— begin —
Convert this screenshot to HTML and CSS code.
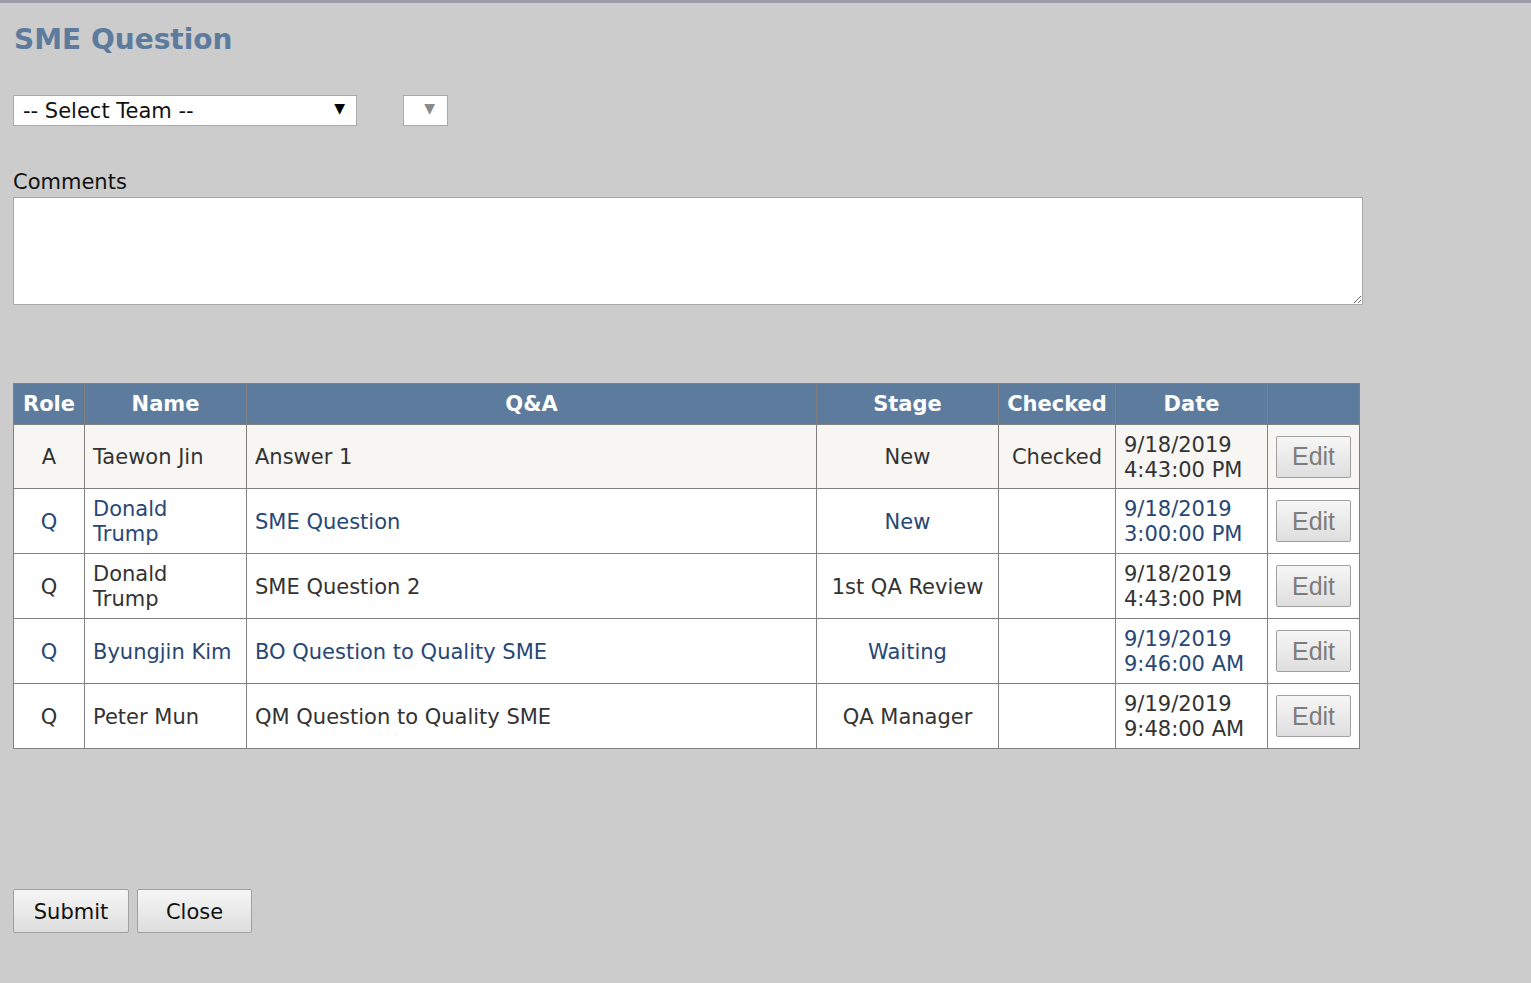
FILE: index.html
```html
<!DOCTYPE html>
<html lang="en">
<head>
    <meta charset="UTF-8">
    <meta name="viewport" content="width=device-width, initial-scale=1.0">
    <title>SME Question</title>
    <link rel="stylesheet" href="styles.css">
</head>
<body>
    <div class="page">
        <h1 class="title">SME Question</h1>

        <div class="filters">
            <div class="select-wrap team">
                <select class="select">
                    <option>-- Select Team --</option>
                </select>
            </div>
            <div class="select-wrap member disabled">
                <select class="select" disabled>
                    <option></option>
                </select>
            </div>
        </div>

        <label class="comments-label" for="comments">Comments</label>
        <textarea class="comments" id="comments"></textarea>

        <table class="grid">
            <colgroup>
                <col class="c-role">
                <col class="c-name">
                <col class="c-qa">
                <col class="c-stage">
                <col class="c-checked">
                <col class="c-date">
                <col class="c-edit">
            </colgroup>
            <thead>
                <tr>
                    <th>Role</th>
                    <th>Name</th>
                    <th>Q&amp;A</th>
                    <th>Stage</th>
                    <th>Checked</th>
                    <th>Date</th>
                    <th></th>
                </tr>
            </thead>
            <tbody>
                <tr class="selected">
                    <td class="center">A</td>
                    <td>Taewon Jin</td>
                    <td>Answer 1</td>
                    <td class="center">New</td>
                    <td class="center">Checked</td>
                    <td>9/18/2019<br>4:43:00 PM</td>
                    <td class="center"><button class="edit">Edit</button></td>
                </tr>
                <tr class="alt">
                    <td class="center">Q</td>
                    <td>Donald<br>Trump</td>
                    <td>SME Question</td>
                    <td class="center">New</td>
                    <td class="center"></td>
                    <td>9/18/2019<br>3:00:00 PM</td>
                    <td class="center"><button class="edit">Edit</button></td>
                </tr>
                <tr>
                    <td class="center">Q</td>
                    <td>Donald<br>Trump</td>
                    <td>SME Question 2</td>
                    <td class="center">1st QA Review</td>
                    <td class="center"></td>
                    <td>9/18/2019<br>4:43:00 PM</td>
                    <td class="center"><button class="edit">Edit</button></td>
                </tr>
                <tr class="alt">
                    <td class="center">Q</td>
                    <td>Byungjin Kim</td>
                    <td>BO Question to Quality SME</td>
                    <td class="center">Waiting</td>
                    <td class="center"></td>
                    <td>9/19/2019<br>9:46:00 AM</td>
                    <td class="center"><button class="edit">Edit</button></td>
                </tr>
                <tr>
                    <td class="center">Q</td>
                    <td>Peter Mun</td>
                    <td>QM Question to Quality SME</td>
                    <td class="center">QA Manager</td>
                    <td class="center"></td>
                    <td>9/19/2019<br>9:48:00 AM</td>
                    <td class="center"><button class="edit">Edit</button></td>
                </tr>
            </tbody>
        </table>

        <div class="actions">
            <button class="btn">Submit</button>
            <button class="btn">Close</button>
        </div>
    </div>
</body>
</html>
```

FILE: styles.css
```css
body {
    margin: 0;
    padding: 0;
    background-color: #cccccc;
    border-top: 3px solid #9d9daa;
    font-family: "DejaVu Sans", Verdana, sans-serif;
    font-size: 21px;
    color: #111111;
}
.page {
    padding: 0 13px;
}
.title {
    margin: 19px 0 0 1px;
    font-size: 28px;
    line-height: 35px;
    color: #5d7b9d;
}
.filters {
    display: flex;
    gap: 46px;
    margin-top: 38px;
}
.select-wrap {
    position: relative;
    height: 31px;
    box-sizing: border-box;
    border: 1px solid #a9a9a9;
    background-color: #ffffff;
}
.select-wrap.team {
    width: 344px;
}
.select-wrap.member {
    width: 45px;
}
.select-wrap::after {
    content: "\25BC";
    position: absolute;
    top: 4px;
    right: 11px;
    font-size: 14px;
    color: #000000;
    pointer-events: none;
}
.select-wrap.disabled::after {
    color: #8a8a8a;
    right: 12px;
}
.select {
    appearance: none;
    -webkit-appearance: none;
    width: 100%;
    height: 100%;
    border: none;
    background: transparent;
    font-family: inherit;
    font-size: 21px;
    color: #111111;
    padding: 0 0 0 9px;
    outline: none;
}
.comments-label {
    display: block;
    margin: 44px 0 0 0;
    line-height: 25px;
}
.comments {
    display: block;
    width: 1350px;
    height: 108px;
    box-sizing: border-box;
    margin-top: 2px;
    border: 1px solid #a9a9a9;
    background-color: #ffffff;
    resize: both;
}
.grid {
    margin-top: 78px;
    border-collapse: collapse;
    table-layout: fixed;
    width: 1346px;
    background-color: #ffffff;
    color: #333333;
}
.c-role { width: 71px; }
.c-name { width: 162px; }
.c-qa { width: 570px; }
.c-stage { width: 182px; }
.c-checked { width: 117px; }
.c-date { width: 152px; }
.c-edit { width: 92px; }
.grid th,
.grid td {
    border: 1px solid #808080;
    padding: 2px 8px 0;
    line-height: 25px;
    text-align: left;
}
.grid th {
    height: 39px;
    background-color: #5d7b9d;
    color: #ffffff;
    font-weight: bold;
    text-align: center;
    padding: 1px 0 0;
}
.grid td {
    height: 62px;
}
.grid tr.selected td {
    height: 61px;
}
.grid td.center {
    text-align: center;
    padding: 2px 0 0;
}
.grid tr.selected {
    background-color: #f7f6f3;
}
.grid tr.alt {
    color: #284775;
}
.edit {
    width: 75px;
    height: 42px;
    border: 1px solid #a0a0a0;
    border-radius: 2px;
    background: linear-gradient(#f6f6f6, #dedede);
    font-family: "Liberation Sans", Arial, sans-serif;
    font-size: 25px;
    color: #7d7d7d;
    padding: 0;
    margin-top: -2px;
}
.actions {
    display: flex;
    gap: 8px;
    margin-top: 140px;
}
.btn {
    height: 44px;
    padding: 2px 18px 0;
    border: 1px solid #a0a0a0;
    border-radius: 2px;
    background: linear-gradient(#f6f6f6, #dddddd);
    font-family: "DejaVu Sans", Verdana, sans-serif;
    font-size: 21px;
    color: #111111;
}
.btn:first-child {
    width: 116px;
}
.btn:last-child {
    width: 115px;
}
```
— end —
→ **Task statement**:
Transcribe the material as is, with images omitted.

→ **Result for this exercise**:
Convert this screenshot to HTML and CSS code.
FILE: index.html
```html
<!DOCTYPE html>
<html lang="en">
<head>
    <meta charset="UTF-8">
    <meta name="viewport" content="width=device-width, initial-scale=1.0">
    <title>SME Question</title>
    <link rel="stylesheet" href="styles.css">
</head>
<body>
    <div class="page">
        <h1 class="title">SME Question</h1>

        <div class="filters">
            <div class="select-wrap team">
                <select class="select">
                    <option>-- Select Team --</option>
                </select>
            </div>
            <div class="select-wrap member disabled">
                <select class="select" disabled>
                    <option></option>
                </select>
            </div>
        </div>

        <label class="comments-label" for="comments">Comments</label>
        <textarea class="comments" id="comments"></textarea>

        <table class="grid">
            <colgroup>
                <col class="c-role">
                <col class="c-name">
                <col class="c-qa">
                <col class="c-stage">
                <col class="c-checked">
                <col class="c-date">
                <col class="c-edit">
            </colgroup>
            <thead>
                <tr>
                    <th>Role</th>
                    <th>Name</th>
                    <th>Q&amp;A</th>
                    <th>Stage</th>
                    <th>Checked</th>
                    <th>Date</th>
                    <th></th>
                </tr>
            </thead>
            <tbody>
                <tr class="selected">
                    <td class="center">A</td>
                    <td>Taewon Jin</td>
                    <td>Answer 1</td>
                    <td class="center">New</td>
                    <td class="center">Checked</td>
                    <td>9/18/2019<br>4:43:00 PM</td>
                    <td class="center"><button class="edit">Edit</button></td>
                </tr>
                <tr class="alt">
                    <td class="center">Q</td>
                    <td>Donald<br>Trump</td>
                    <td>SME Question</td>
                    <td class="center">New</td>
                    <td class="center"></td>
                    <td>9/18/2019<br>3:00:00 PM</td>
                    <td class="center"><button class="edit">Edit</button></td>
                </tr>
                <tr>
                    <td class="center">Q</td>
                    <td>Donald<br>Trump</td>
                    <td>SME Question 2</td>
                    <td class="center">1st QA Review</td>
                    <td class="center"></td>
                    <td>9/18/2019<br>4:43:00 PM</td>
                    <td class="center"><button class="edit">Edit</button></td>
                </tr>
                <tr class="alt">
                    <td class="center">Q</td>
                    <td>Byungjin Kim</td>
                    <td>BO Question to Quality SME</td>
                    <td class="center">Waiting</td>
                    <td class="center"></td>
                    <td>9/19/2019<br>9:46:00 AM</td>
                    <td class="center"><button class="edit">Edit</button></td>
                </tr>
                <tr>
                    <td class="center">Q</td>
                    <td>Peter Mun</td>
                    <td>QM Question to Quality SME</td>
                    <td class="center">QA Manager</td>
                    <td class="center"></td>
                    <td>9/19/2019<br>9:48:00 AM</td>
                    <td class="center"><button class="edit">Edit</button></td>
                </tr>
            </tbody>
        </table>

        <div class="actions">
            <button class="btn">Submit</button>
            <button class="btn">Close</button>
        </div>
    </div>
</body>
</html>
```

FILE: styles.css
```css
body {
    margin: 0;
    padding: 0;
    background-color: #cccccc;
    border-top: 3px solid #9d9daa;
    font-family: "DejaVu Sans", Verdana, sans-serif;
    font-size: 21px;
    color: #111111;
}
.page {
    padding: 0 13px;
}
.title {
    margin: 19px 0 0 1px;
    font-size: 28px;
    line-height: 35px;
    color: #5d7b9d;
}
.filters {
    display: flex;
    gap: 46px;
    margin-top: 38px;
}
.select-wrap {
    position: relative;
    height: 31px;
    box-sizing: border-box;
    border: 1px solid #a9a9a9;
    background-color: #ffffff;
}
.select-wrap.team {
    width: 344px;
}
.select-wrap.member {
    width: 45px;
}
.select-wrap::after {
    content: "\25BC";
    position: absolute;
    top: 4px;
    right: 11px;
    font-size: 14px;
    color: #000000;
    pointer-events: none;
}
.select-wrap.disabled::after {
    color: #8a8a8a;
    right: 12px;
}
.select {
    appearance: none;
    -webkit-appearance: none;
    width: 100%;
    height: 100%;
    border: none;
    background: transparent;
    font-family: inherit;
    font-size: 21px;
    color: #111111;
    padding: 0 0 0 9px;
    outline: none;
}
.comments-label {
    display: block;
    margin: 44px 0 0 0;
    line-height: 25px;
}
.comments {
    display: block;
    width: 1350px;
    height: 108px;
    box-sizing: border-box;
    margin-top: 2px;
    border: 1px solid #a9a9a9;
    background-color: #ffffff;
    resize: both;
}
.grid {
    margin-top: 78px;
    border-collapse: collapse;
    table-layout: fixed;
    width: 1346px;
    background-color: #ffffff;
    color: #333333;
}
.c-role { width: 71px; }
.c-name { width: 162px; }
.c-qa { width: 570px; }
.c-stage { width: 182px; }
.c-checked { width: 117px; }
.c-date { width: 152px; }
.c-edit { width: 92px; }
.grid th,
.grid td {
    border: 1px solid #808080;
    padding: 2px 8px 0;
    line-height: 25px;
    text-align: left;
}
.grid th {
    height: 39px;
    background-color: #5d7b9d;
    color: #ffffff;
    font-weight: bold;
    text-align: center;
    padding: 1px 0 0;
}
.grid td {
    height: 62px;
}
.grid tr.selected td {
    height: 61px;
}
.grid td.center {
    text-align: center;
    padding: 2px 0 0;
}
.grid tr.selected {
    background-color: #f7f6f3;
}
.grid tr.alt {
    color: #284775;
}
.edit {
    width: 75px;
    height: 42px;
    border: 1px solid #a0a0a0;
    border-radius: 2px;
    background: linear-gradient(#f6f6f6, #dedede);
    font-family: "Liberation Sans", Arial, sans-serif;
    font-size: 25px;
    color: #7d7d7d;
    padding: 0;
    margin-top: -2px;
}
.actions {
    display: flex;
    gap: 8px;
    margin-top: 140px;
}
.btn {
    height: 44px;
    padding: 2px 18px 0;
    border: 1px solid #a0a0a0;
    border-radius: 2px;
    background: linear-gradient(#f6f6f6, #dddddd);
    font-family: "DejaVu Sans", Verdana, sans-serif;
    font-size: 21px;
    color: #111111;
}
.btn:first-child {
    width: 116px;
}
.btn:last-child {
    width: 115px;
}
```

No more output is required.